** START Recorded information **

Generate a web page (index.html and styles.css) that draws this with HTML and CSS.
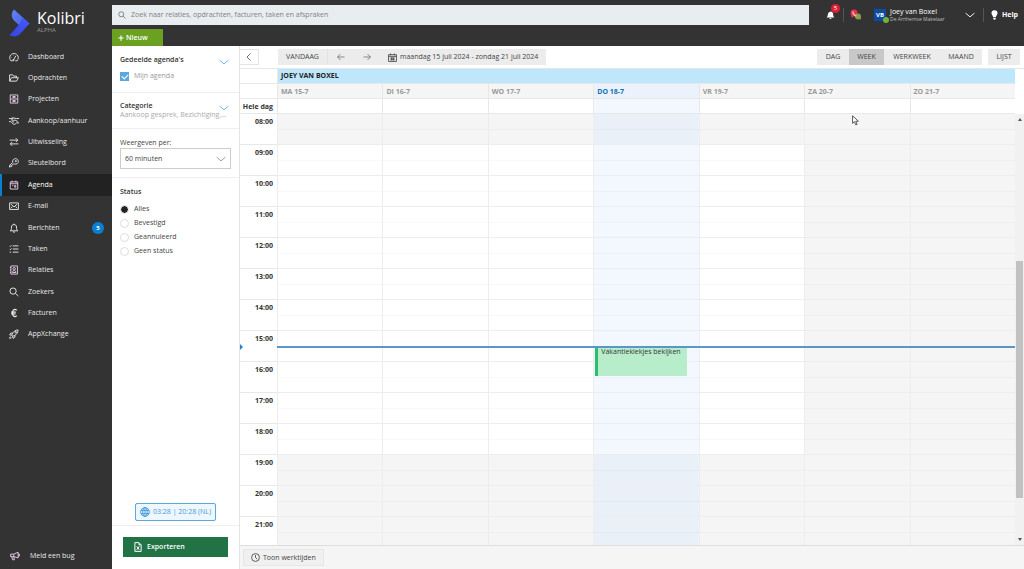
FILE: index.html
```html
<!DOCTYPE html>
<html lang="nl">
<head>
<meta charset="utf-8">
<meta name="viewport" content="width=device-width, initial-scale=1">
<title>Kolibri - Agenda</title>
<link rel="stylesheet" href="styles.css">
</head>
<body>
<div class="app">
  <aside class="sidebar">
    <a class="brand" href="#">
      <svg class="brand-mark" viewBox="0 0 22 28" aria-hidden="true">
        <defs>
          <linearGradient id="markTop" x1="0" y1="0" x2="1" y2="1"><stop offset="0" stop-color="#6385f5"/><stop offset="1" stop-color="#3f5be8"/></linearGradient>
          <linearGradient id="markLow" x1="0" y1="1" x2="1" y2="0"><stop offset="0" stop-color="#3344e0"/><stop offset="1" stop-color="#4858ff"/></linearGradient>
        </defs>
        <path d="M5 0.5 L20.500 14.500 L13 19 L5 11.500 C2 8 2 4 5 0.500Z" fill="url(#markTop)"/>
        <path d="M13.500 9 L20.500 14.500 L11 25 C8 28 4 28 0.500 26.200 L11 14.500Z" fill="url(#markLow)"/>
      </svg>
      <span class="brand-text"><span class="brand-name">Kolibri</span><span class="brand-stage">ALPHA</span></span>
    </a>
    <nav class="nav">
      <a class="nav-item" href="#"><svg class="icon" viewBox="0 0 16 16"><path d="M3 14C-1 9 2 2.500 8 2.500S17 9 13 14H10M3 14H6"/><path d="M7 13 11 6"/><circle cx="7" cy="13" r="1"/><path d="M4 8v.5M7 5.500v.5"/></svg>Dashboard</a>
      <a class="nav-item" href="#"><svg class="icon" viewBox="0 0 16 16"><path d="M1 13V3h5l1.500 2H12v2.500M1 13 4 7.500h11L12 13z"/></svg>Opdrachten</a>
      <a class="nav-item" href="#"><svg class="icon pink" viewBox="0 0 16 16"><path d="M2 1.500h12v13H2zM2 8h12M6 4h4v1.500H6zM6 10.500h4V12H6z"/></svg>Projecten</a>
      <a class="nav-item" href="#"><svg class="icon" viewBox="0 0 16 16"><path d="M0 4h3l3-1 6 1h4M0 9h3l4 4c2 1 3 0 5-2h4M5 6c3 2 4 0 6 1l3 2M4 7l4 3M6 3 4 6"/></svg>Aankoop/aanhuur</a>
      <a class="nav-item" href="#"><svg class="icon" viewBox="0 0 16 16"><path d="M1 5h13M11 2l3 3-3 3M15 11H2M5 8l-3 3 3 3"/></svg>Uitwisseling</a>
      <a class="nav-item" href="#"><svg class="icon" viewBox="0 0 16 16"><path d="M7 9.500 2 14.500H.8V12L6 7C5 3 8 1 10.500 1 13 1 15 3 15 5.500 15 8 12 11 8.500 9.500zM2.500 12l2 2"/><circle cx="11" cy="5" r="1"/></svg>Sleutelbord</a>
      <a class="nav-item active" href="#" aria-current="page"><svg class="icon pink" viewBox="0 0 16 16"><path d="M2 3h12v11.500H2zM2 6h12M5 1v3M11 1v3M5 9h2M9 9h2v2.500H9z"/></svg>Agenda</a>
      <a class="nav-item" href="#"><svg class="icon" viewBox="0 0 16 16"><path d="M1 3h14v10.500H1zM3 5l5 4.500L13 5M3 11.500 5.500 9M13 11.500 10.500 9"/></svg>E-mail</a>
      <a class="nav-item" href="#"><svg class="icon" viewBox="0 0 16 16"><path d="M2 12.500c2-2 2-3 2-6C4 3.500 6 2.500 8 2.500s4 1 4 4c0 3 0 4 2 6zM6.500 14.500h3M8 1v1.500"/></svg>Berichten<span class="count">5</span></a>
      <a class="nav-item" href="#"><svg class="icon" viewBox="0 0 16 16"><path d="M6 3h9M6 8h9M6 13h9M1 3l1 1 2-2M1 8l1 1 2-2M1 13h2.500"/></svg>Taken</a>
      <a class="nav-item" href="#"><svg class="icon pink" viewBox="0 0 16 16"><path d="M3 1.500h10.500v13H3zM1.500 4H3M1.500 8H3M1.500 12H3M5.500 12c0-4 5.500-4 5.500 0z"/><circle cx="8.300" cy="6" r="2"/></svg>Relaties</a>
      <a class="nav-item" href="#"><svg class="icon" viewBox="0 0 16 16"><circle cx="6.500" cy="6.500" r="5"/><path d="m10.300 10.300 4.700 4.200"/></svg>Zoekers</a>
      <a class="nav-item" href="#"><svg class="icon euro" viewBox="0 0 16 16"><path d="M12.500 3.500C8 .5 5.500 4 5.500 8s2.500 7.500 7 4.500M3.500 6.500H11M3.500 9.500H10.500"/></svg>Facturen</a>
      <a class="nav-item" href="#"><svg class="icon" viewBox="0 0 16 16"><path d="M5 9C7 4 10 1.500 14.500 1.500 14.500 6 12 9 7.500 11.500zM6 6.500H3L1 9.500l4 .5M9.500 10v3l-3 2-1-4M2 12l-1 3 3-1"/><circle cx="10.800" cy="5.200" r="1.200"/></svg>AppXchange</a>
    </nav>
    <a class="nav-item report" href="#"><svg class="icon pink" viewBox="0 0 16 16"><path d="M1 5h5l7-3v9L6 9H1zM3 9l1 5h3L6 9M13 5h2v3h-2M6 5v4"/></svg>Meld een bug</a>
  </aside>

  <div class="main">
    <header class="topbar">
      <div class="top-left">
        <label class="search"><svg class="icon" viewBox="0 0 16 16"><circle cx="6.500" cy="6.500" r="5"/><path d="m10.300 10.300 4.700 4.700"/></svg><input type="search" aria-label="Zoeken" placeholder="Zoek naar relaties, opdrachten, facturen, taken en afspraken"></label>
        <button class="new" type="button"><svg class="icon" viewBox="0 0 16 16"><path d="M8 1v14M1 8h14"/></svg>Nieuw</button>
      </div>
      <div class="top-right">
        <button class="bell" type="button" aria-label="Meldingen"><svg viewBox="0 0 16 16"><path d="M1 12.500c2-2 2-3 2.300-6C3.600 3.500 6 2.500 8 2s4.400 1.500 4.700 4.500c.3 3 .3 4 2.300 6zM6 13.500h4c-.5 2-3.500 2-4 0z"/></svg><span class="alert">5</span></button>
        <span class="rule"></span>
        <svg class="chat" viewBox="0 0 24 24" role="img" aria-label="Bellen"><circle cx="8" cy="8" r="7" fill="#e5334e"/><path d="m4 12-2 5 6-2z" fill="#e5334e"/><circle cx="16" cy="15" r="6" fill="#8b9d46"/><path d="m18 19 4 3-1-6z" fill="#8b9d46"/><path d="M6 5c0 5 3 8 7 9" fill="none" stroke="#f5b7ac" stroke-width="3"/></svg>
        <button class="user" type="button">
          <span class="avatar">VB<span class="online"></span></span>
          <span class="user-text"><span class="user-name">Joey van Boxel</span><span class="user-org">De Arnhemse Makelaar</span></span>
          <svg class="icon chevron" viewBox="0 0 16 16"><path d="m1 5 7 6 7-6"/></svg>
        </button>
        <span class="rule"></span>
        <a class="help" href="#"><svg viewBox="0 0 12 16"><path d="M6 0a5.200 5.200 0 0 0-5.200 5.200C.8 8 3.500 9 3.500 12h5c0-3 2.700-4 2.700-6.800A5.200 5.200 0 0 0 6 0zM3.800 13h4.400v1.500L7 16H5l-1.200-1.500z"/></svg>Help</a>
      </div>
    </header>

    <div class="workspace">
      <section class="filters">
        <div class="group shared">
          <div class="group-head"><h2>Gedeelde agenda's</h2><svg class="icon blue" viewBox="0 0 16 16"><path d="m1 5 7 6 7-6"/></svg></div>
          <label class="check"><input type="checkbox" checked>Mijn agenda</label>
        </div>
        <div class="group category">
          <div class="group-head"><h2>Categorie</h2><svg class="icon blue" viewBox="0 0 16 16"><path d="m1 5 7 6 7-6"/></svg></div>
          <p class="hint">Aankoop gesprek, Bezichtiging,...</p>
        </div>
        <div class="group interval">
          <label for="interval">Weergeven per:</label>
          <div class="select-wrap"><select id="interval"><option>60 minuten</option><option>30 minuten</option></select><svg class="icon" viewBox="0 0 16 16"><path d="m1 5 7 6 7-6"/></svg></div>
        </div>
        <fieldset class="group status">
          <legend>Status</legend>
          <label><input type="radio" name="status" checked>Alles</label>
          <label><input type="radio" name="status">Bevestigd</label>
          <label><input type="radio" name="status">Geannuleerd</label>
          <label><input type="radio" name="status">Geen status</label>
        </fieldset>
        <div class="clock"><svg class="icon" viewBox="0 0 16 16"><circle cx="8" cy="8" r="7"/><ellipse cx="8" cy="8" rx="3.500" ry="7"/><path d="M1.500 5.500h13M1.500 10.500h13M8 1v14"/></svg>03:28 | 20:28 (NL)</div>
        <div class="export-wrap"><button class="export" type="button"><svg viewBox="0 0 12 16"><path d="M1 1h6.500L11 4.500V15H1z" fill="none" stroke="#fff" stroke-width="1.600"/><path d="M7 1v4h4" fill="#fff"/><path d="m4 7 4 5.500M8 7l-4 5.500" stroke="#fff" stroke-width="1.600"/></svg>Exporteren</button></div>
      </section>

      <section class="calendar">
        <div class="toolbar">
          <button class="collapse" type="button" aria-label="Filters verbergen"><svg class="icon" viewBox="0 0 16 16"><path d="M11 1 4 8l7 7"/></svg></button>
          <div class="nav-dates">
            <button class="tool today-btn" type="button">VANDAAG</button>
            <button class="tool arrow" type="button" aria-label="Vorige week"><svg class="icon" viewBox="0 0 16 16"><path d="M15 8H1M7 2 1 8l6 6"/></svg></button>
            <button class="tool arrow" type="button" aria-label="Volgende week"><svg class="icon" viewBox="0 0 16 16"><path d="M1 8h14M9 2l6 6-6 6"/></svg></button>
            <button class="tool range" type="button"><svg class="icon" viewBox="0 0 16 16"><path d="M1 3h14v12H1zM1 6h14M4.500 1v3M11.500 1v3M4 9h8M4 12h8M6.500 8v5M9.500 8v5"/></svg>maandag 15 juli 2024 - zondag 21 juli 2024</button>
          </div>
          <div class="views">
            <button class="tool day" type="button">DAG</button>
            <button class="tool week" type="button" aria-pressed="true">WEEK</button>
            <button class="tool workweek" type="button">WERKWEEK</button>
            <button class="tool month" type="button">MAAND</button>
          </div>
          <button class="tool list" type="button">LIJST</button>
        </div>

        <div class="heads-wrap">
          <table class="grid heads">
            <colgroup><col class="time-col"><col span="7"></colgroup>
            <thead>
              <tr class="owner"><td></td><th colspan="7">JOEY VAN BOXEL</th></tr>
              <tr class="days"><td></td><th>MA 15-7</th><th>DI 16-7</th><th>WO 17-7</th><th class="today">DO 18-7</th><th>VR 19-7</th><th>ZA 20-7</th><th>ZO 21-7</th></tr>
            </thead>
            <tbody><tr class="allday"><th>Hele dag</th><td></td><td></td><td></td><td class="today"></td><td></td><td></td><td></td></tr></tbody>
          </table>
        </div>

        <div class="body">
          <div class="viewport">
            <table class="grid hours">
              <colgroup><col class="time-col"><col span="7"></colgroup>
              <tbody>
                <tr class="off"><th>08:00</th><td></td><td></td><td></td><td></td><td></td><td></td><td></td></tr>
                <tr><th>09:00</th><td></td><td></td><td></td><td></td><td></td><td></td><td></td></tr>
                <tr><th>10:00</th><td></td><td></td><td></td><td></td><td></td><td></td><td></td></tr>
                <tr><th>11:00</th><td></td><td></td><td></td><td></td><td></td><td></td><td></td></tr>
                <tr><th>12:00</th><td></td><td></td><td></td><td></td><td></td><td></td><td></td></tr>
                <tr><th>13:00</th><td></td><td></td><td></td><td></td><td></td><td></td><td></td></tr>
                <tr><th>14:00</th><td></td><td></td><td></td><td></td><td></td><td></td><td></td></tr>
                <tr class="now"><th>15:00</th><td></td><td></td><td></td><td><div class="event">Vakantiekiekjes bekijken</div></td><td></td><td></td><td></td></tr>
                <tr><th>16:00</th><td></td><td></td><td></td><td></td><td></td><td></td><td></td></tr>
                <tr><th>17:00</th><td></td><td></td><td></td><td></td><td></td><td></td><td></td></tr>
                <tr><th>18:00</th><td></td><td></td><td></td><td></td><td></td><td></td><td></td></tr>
                <tr class="off"><th>19:00</th><td></td><td></td><td></td><td></td><td></td><td></td><td></td></tr>
                <tr class="off"><th>20:00</th><td></td><td></td><td></td><td></td><td></td><td></td><td></td></tr>
                <tr class="off"><th>21:00</th><td></td><td></td><td></td><td></td><td></td><td></td><td></td></tr>
              </tbody>
            </table>
          </div>
          <div class="scrollbar" aria-hidden="true"><span class="up"></span><span class="thumb"></span><span class="down"></span></div>
        </div>

        <footer class="cal-foot"><button class="tool hours-btn" type="button"><svg class="icon" viewBox="0 0 16 16"><circle cx="8" cy="8" r="7"/><path d="M8 3.500V8l3 3"/></svg>Toon werktijden</button></footer>
      </section>
    </div>
  </div>
  <svg class="pointer" viewBox="0 0 12 18" aria-hidden="true"><path d="M1 1v13l3.200-3 2.300 5.500 2.300-1-2.300-5.300H11z"/></svg>
</div>
</body>
</html>
```
FILE: styles.css
```css
* { box-sizing: border-box; }
body {
  margin: 0;
  font: 7px/10px "Open Sans", "Noto Sans", sans-serif;
  color: #444;
  background: #fff;
}
button, input, select { font: inherit; color: inherit; margin: 0; border: 0; border-radius: 0; background: none; padding: 0; }
h2, p { margin: 0; font-size: inherit; }
a { color: inherit; text-decoration: none; }
.app { display: flex; height: 100vh; overflow: hidden; }
.icon { width: 10px; height: 10px; flex: none; fill: none; stroke: currentColor; stroke-width: 1.5; }

/* Sidebar */
.sidebar { width: 112px; flex: none; display: flex; flex-direction: column; background: #333; color: #e8e8e8; }
.brand { display: flex; gap: 6px; height: 46px; padding: 9px 0 0 9px; }
.brand-mark { width: 22px; height: 28px; }
.brand-text { display: flex; flex-direction: column; }
.brand-name { font-size: 16px; line-height: 18px; color: #fff; }
.brand-stage { font-size: 6px; line-height: 7px; color: #999; }
.nav { display: flex; flex-direction: column; min-height: 299px; }
.nav-item { display: flex; flex: 1; align-items: center; gap: 9px; padding-left: 9px; }
.nav .active { background: #222; border-left: 2px solid #0b7fd0; padding-left: 7px; color: #fff; }
.pink { color: #e6cbe6; }
.icon.euro { stroke-width: 2; }
.count { margin-left: auto; margin-right: 8px; width: 12px; height: 12px; border-radius: 50%; background: #0b7fd0; color: #fff; text-align: center; line-height: 12px; font-weight: 700; font-size: 6px; }
.report { flex: none; height: 22px; margin-top: auto; margin-bottom: 2px; padding-left: 10px; gap: 10px; }

/* Top bar */
.main { flex: 1; min-width: 0; display: flex; flex-direction: column; }
.topbar { display: flex; height: 46px; flex: none; background: #333; color: #fff; }
.top-left { flex: 1; display: flex; flex-direction: column; align-items: flex-start; justify-content: space-between; padding-top: 5px; }
.search { display: flex; align-items: center; gap: 4px; width: 100%; height: 20px; padding-left: 6px; background: #e8edf0; color: #666; }
.search .icon { width: 8px; height: 8px; }
.search input { flex: 1; outline: 0; padding-left: 1px; }
.search input::placeholder { color: #808080; opacity: 1; }
.new { display: flex; align-items: center; gap: 2px; width: 51px; height: 17px; padding-left: 6px; background: #6aa120; font-weight: 600; }
.new .icon { width: 6px; height: 6px; stroke-width: 3; }
.top-right { display: flex; align-items: center; height: 30px; padding-left: 17px; width: 215px; }
.bell { position: relative; width: 9px; height: 10px; }
.bell svg { display: block; width: 9px; height: 10px; fill: #fff; }
.alert { position: absolute; left: 5px; top: -6px; width: 9px; height: 9px; border-radius: 50%; background: #dc1f32; font-size: 6px; line-height: 9px; text-align: center; }
.rule { width: 1px; height: 14px; background: #555; margin-left: 8px; }
.chat { width: 12px; height: 12px; margin-left: 6px; }
.user { display: flex; align-items: center; gap: 4px; flex: 1; margin-left: 12px; text-align: left; }
.avatar { position: relative; width: 12px; height: 12px; background: #0c4ca3; font-weight: 700; font-size: 6px; line-height: 12px; text-align: center; }
.online { position: absolute; right: -3px; bottom: -2px; width: 6px; height: 6px; border-radius: 50%; background: #6db33f; }
.user-text { display: flex; flex-direction: column; flex: 1; }
.user-name { line-height: 8px; }
.user-org { font-size: 5px; line-height: 6px; color: #bbb; }
.help { display: flex; align-items: center; gap: 4px; margin: 0 6px 0 7px; font-weight: 700; }
.help svg { width: 7px; height: 10px; fill: #fff; }

/* Filter panel */
.workspace { flex: 1; min-height: 0; display: flex; }
.filters { width: 128px; flex: none; display: flex; flex-direction: column; border-right: 1px solid #e4e4e4; }
.group { padding: 0 8px; border-bottom: 1px solid #eee; }
.group h2 { font-weight: 600; color: #333; }
.group-head { display: flex; justify-content: space-between; padding-right: 2px; }
.group-head .icon { margin-top: 2px; }
.blue { color: #5eb1de; }
.shared { height: 47px; padding-top: 9px; }
.check { display: flex; align-items: center; gap: 5px; margin-top: 4px; color: #999; }
.check input { appearance: none; width: 9px; height: 9px; background: #5aa9dd; display: grid; place-items: center; }
.check input::after { content: ""; width: 5px; height: 3px; border: solid #fff; border-width: 0 0 1px 1px; rotate: -45deg; }
.category { height: 36px; padding-top: 8px; }
.hint { margin-top: -2px; color: #aaa; line-height: 8px; white-space: nowrap; }
.interval { height: 49px; padding-top: 9px; }
.interval label { display: block; }
.select-wrap { display: grid; align-items: center; }
.select-wrap > * { grid-area: 1 / 1; }
.select-wrap .icon { justify-self: end; margin-right: 5px; color: #999; pointer-events: none; }
.interval select { appearance: none; height: 21px; border: 1px solid #ccc; padding: 0 4px; }
.status { border: 0; margin: 0; padding-top: 9px; min-width: 0; display: flex; flex-direction: column; }
.status legend { float: left; padding: 0; margin-bottom: 5px; color: #333; font-weight: 600; }
.status label { display: flex; align-items: center; gap: 5px; height: 14px; }
.status input { appearance: none; width: 9px; height: 9px; border: 1px solid #ddd; border-radius: 50%; }
.status input:checked { background: radial-gradient(circle, #222 3px, #fff 4px); }
.clock { display: flex; align-items: center; gap: 3px; align-self: center; height: 18px; margin-top: auto; padding: 0 4px; border: 1px solid #5ba7df; border-radius: 2px; background: #eef7fd; color: #459bd9; }
.export-wrap { margin-top: 4px; border-top: 1px solid #eee; padding: 11px 11px 12px; }
.export { display: flex; align-items: center; gap: 5px; width: 100%; height: 20px; padding-left: 11px; background: #217346; color: #fff; font-weight: 600; }
.export svg { width: 8px; height: 10px; }

/* Calendar toolbar */
.calendar { flex: 1; min-width: 0; display: flex; flex-direction: column; }
.toolbar { display: flex; align-items: center; height: 23px; flex: none; padding-right: 4px; border-bottom: 1px solid #e6e6e6; }
.collapse { width: 19px; height: 16px; border: 1px solid #e4e4e4; border-left: 0; display: grid; place-items: center; }
.collapse .icon { width: 8px; height: 8px; }
.tool { display: flex; align-items: center; justify-content: center; gap: 3px; height: 16px; background: #ececec; color: #444; }
.tool .icon { width: 9px; height: 9px; }
.nav-dates { display: flex; margin-left: 19px; }
.today-btn { width: 50px; border-right: 1px solid #e4e4e4; }
.arrow { width: 26px; color: #666; }
.tool.arrow .icon { width: 8px; height: 8px; }
.range { padding: 0 8px; }
.views { display: flex; margin-left: auto; }
.day { width: 32px; }
.week { width: 35px; background: #c8c8c8; }
.workweek { width: 56px; }
.month { width: 42px; }
.list { width: 32px; margin-left: 6px; }

/* Calendar tables */
.grid { width: 100%; table-layout: fixed; border-collapse: separate; border-spacing: 0; }
.time-col { width: 37px; }
.grid th, .grid td { padding: 0; border: solid #e8e8e8; border-width: 0 0 1px 1px; }
.grid tr > :first-child { border-left: 0; background: #fff; }
.grid th { font-weight: 700; text-align: left; }
.heads-wrap { flex: none; padding-right: 9px; }
.heads th, .heads td { height: 15px; padding-top: 1px; }
.heads .owner th { background: #bfe7fc; color: #222; padding-left: 3px; padding-top: 0; }
.heads .days th { background: #f5f5f5; color: #999; padding-left: 3px; }
.heads .days .today { color: #0b72b9; background: #ecf2fb; }
.allday .today { background: #f3f8fe; }
.allday th, .hours th { color: #333; }
.grid .allday th, .grid.hours th { text-align: right; padding-right: 4px; }
.body { flex: 1; min-height: 0; display: flex; }
.viewport { flex: 1; min-width: 0; overflow: hidden; }
.hours th, .hours td { height: 31px; vertical-align: top; }
.grid.hours th { padding-top: 3px; }
.grid.hours td { border-color: #ededed; }
.hours td { background: linear-gradient(#00000007, #00000007) 0 15px / 100% 1px no-repeat #fff; }
.hours td:nth-child(5) { background-color: #f3f8fe; }
.hours td:nth-child(n+7), .hours .off td { background-color: #f5f5f5; }
.hours .off td:nth-child(5) { background-color: #eaf0f8; }
.now td, .now th { position: relative; }
.now td::after { content: ""; position: absolute; left: -1px; right: 0; top: 15px; height: 2px; background: #5a97c6; z-index: 2; }
.now th::after { content: ""; position: absolute; left: 0; top: 13px; border: solid transparent; border-width: 3px 0 3px 3px; border-left-color: #2485c7; }
.event { position: absolute; z-index: 1; left: 1px; right: 12px; top: 15px; height: 30px; padding-left: 3px; border-left: 3px solid #2dbd6e; background: #b8edcc; color: #333; line-height: 12px; white-space: nowrap; }
.scrollbar { width: 9px; flex: none; display: flex; flex-direction: column; align-items: center; justify-content: space-between; padding: 4px 1px; background: #f1f1f1; position: relative; }
.thumb { position: absolute; left: 1px; right: 1px; top: 34%; height: 55%; background: #c1c1c1; }
.up, .down { border: solid transparent; border-width: 0 2px 3px; border-bottom-color: #555; }
.down { rotate: 180deg; }
.cal-foot { height: 24px; flex: none; padding: 3px; border-top: 1px solid #ddd; background: #f5f5f5; }
.hours-btn { border: 1px solid #e6e6e6; padding: 0 7px; height: 17px; background: #f0f0f0; }

.pointer { position: absolute; left: 852px; top: 115px; width: 7px; height: 11px; fill: #fff; stroke: #444; stroke-width: 1.5; }
```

** END Recorded information **

- _Problem description_: Find how many lines include the string "index" and report that number alone.

- _Final result_: 4